EL: That's a very good question! A model should not be judged on whether it gets every race right, any more than a handicapper should. Rather, it should be judged on the probabilities it assigns to those outcomes. If the election were tomorrow and the Democrats held the majority, our prediction would turn out to be bad relative to the others. But the reverse is also true: if the Republicans claim the Senate, we would be better than the others. That's true even though pretty much all of the forecasters at least tilt toward a Republican Senate. A confident prediction should be punished especially hard if it's wrong, but it should also be rewarded more than others if it's right. When the issue is probability (as opposed to, say, vote shares), being on the correct side of 50 percent is not the end of the story.
On the other hand, the most we can do with one election is to identify the model that performed best for that election in the sense that the actual outcome was considered most likely according to its predictions.

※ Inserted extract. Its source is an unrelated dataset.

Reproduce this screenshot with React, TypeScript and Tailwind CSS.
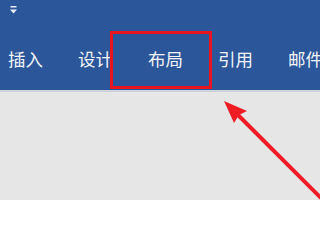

But "less likely" almost never means "impossible," so there's always the chance that this year was a fluke and a different model would perform better over a series of years. So while we should definitely rate the modelers after the election, the conversation about what makes the most sense for multiple elections will continue.
The reality is that in order to confidently figure out if one model is really better than another model (as opposed to just being lucky in a given set of races or for a single election year), we would need many more elections and election years. With enough data we could probably sort it out, but certainly looking at predictions for 36 Senate elections from a single election year will not be enough to determine once and for all if we’re better or worse than the folks at the Upshot, 538, etc.—only if we’re better or worse this year.
However, this kind of conversation is one of the great strengths of the modeling approach. For the most part, the modelers are not using information that is different than what's available to and used by everyone else watching these elections. In fact, the models often use less information than other, more qualitative, approaches. That's why these other approaches should continue to be part of the conversation. The difference is that the modelers make everything transparent and formal. They're really sticking their necks out in assigning probabilities to these specific events. That makes it easier to tell when someone got it wrong, and why. It makes our lives harder, of course, but I think it's useful for the community of people consuming these forecasts, and for advancing our understanding of what makes elections tick.